In her report for local website Gothamist on Wednesday night, Arya Sundaram detailed Richards' position against the demands of the city, which is trying to redevelop an area that it feels is underutilized and gained a poor reputation for illegal activities:

The ultimatum adds a new wrinkle to a long-running dispute over Corona Plaza, where the city earlier this year shutdown a popular street vendor market amid complaints about cleanliness, crime and crowding, including from owners of brick-and-mortar stores. Many of the street vendors are migrants doing business without licenses.
The 25,000-seat stadium is the future home of the New York City Football Club, set to debut in 2027.
City officials have said they are still ironing out long-term plans for a market at Corona Plaza, after sanitation police cleared out dozens of vendors in July over ongoing complaints of blocked sidewalks, unsanitary conditions and “illegal vending” too close to storefronts.
Richards has been a vocal proponent of the Willets Point project, particularly the mixed-use development also planned for the site.
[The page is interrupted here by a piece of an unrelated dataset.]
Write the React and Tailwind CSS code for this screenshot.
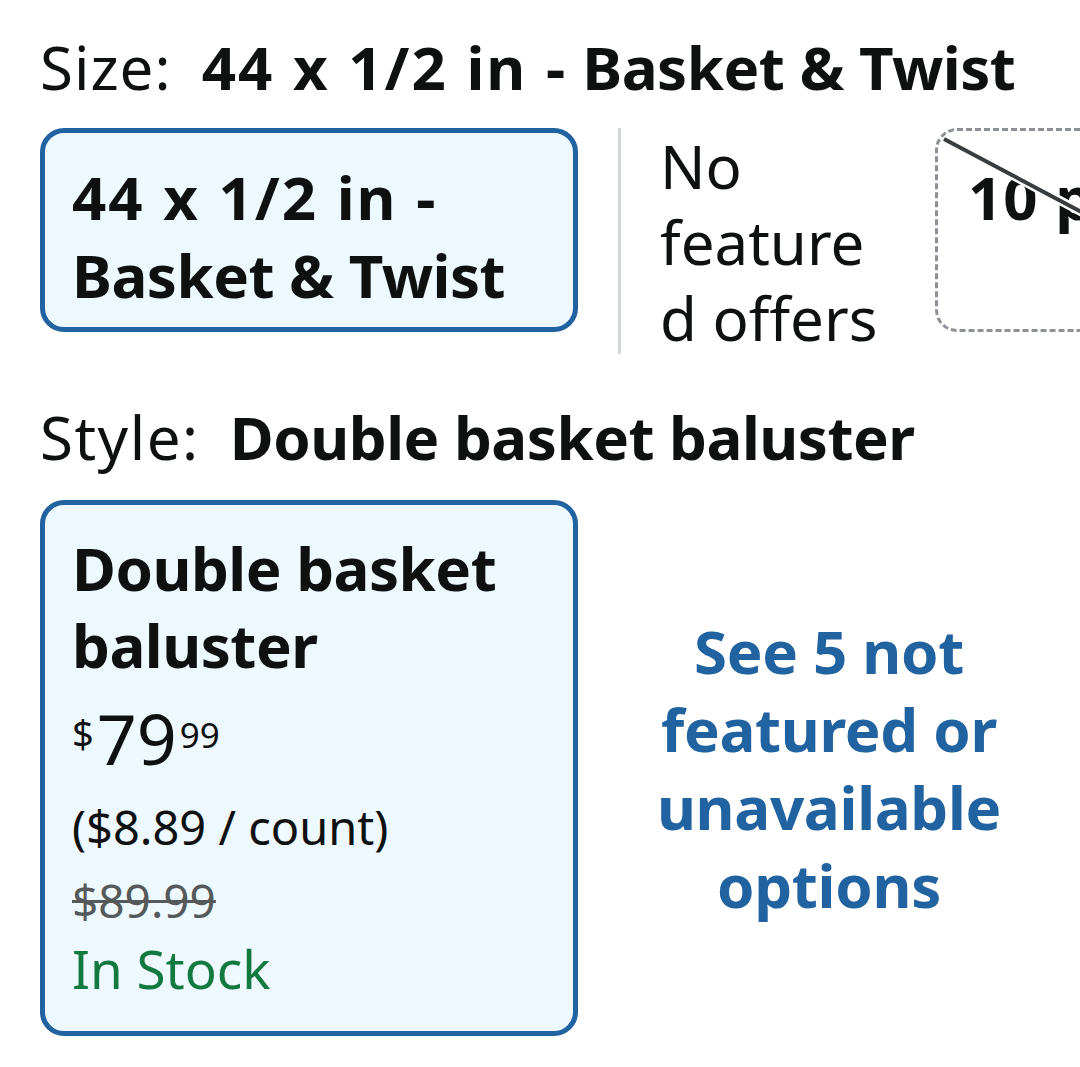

NYCFC is jointly owned by the City Football Group (owners of Manchester City among other soccer teams) and the New York Yankees, and the team was launched with the promise of having a soccer-specific stadium in the city itself. (The MetroStars, a founding team in MLS, have always played in New Jersey. They were sold to Red Bull in 2006, were rebranded as the Red Bulls and gave up exclusive territorial rights to the city in the process, paving the way for NYCFC.)

NYCFC had its eyes set on several different sites in the city, including next door to the new Yankee Stadium, which opened in 2009 amid much outcry over how much public money and parkland were used towards its development. The team decided to forge ahead with plans to build a stadium in Willets Point, next door to the Mets' home of Citi Field.

The Gothamist article is an illuminating read on some of the wide-ranging factors that come with commercial development, including that for massive projects such as stadiums and arenas. Mayors past and present have always wanted to create a signature development in the area surrounding Citi Field and its predecessor Shea Stadium. At a time where current mayor Eric Adams is jostling with federal and state officials over the recent influx of migrants into the city, it appears that Richards is holding the line for vendors - many who are migrants themselves - to get their own stake in the stadium deal.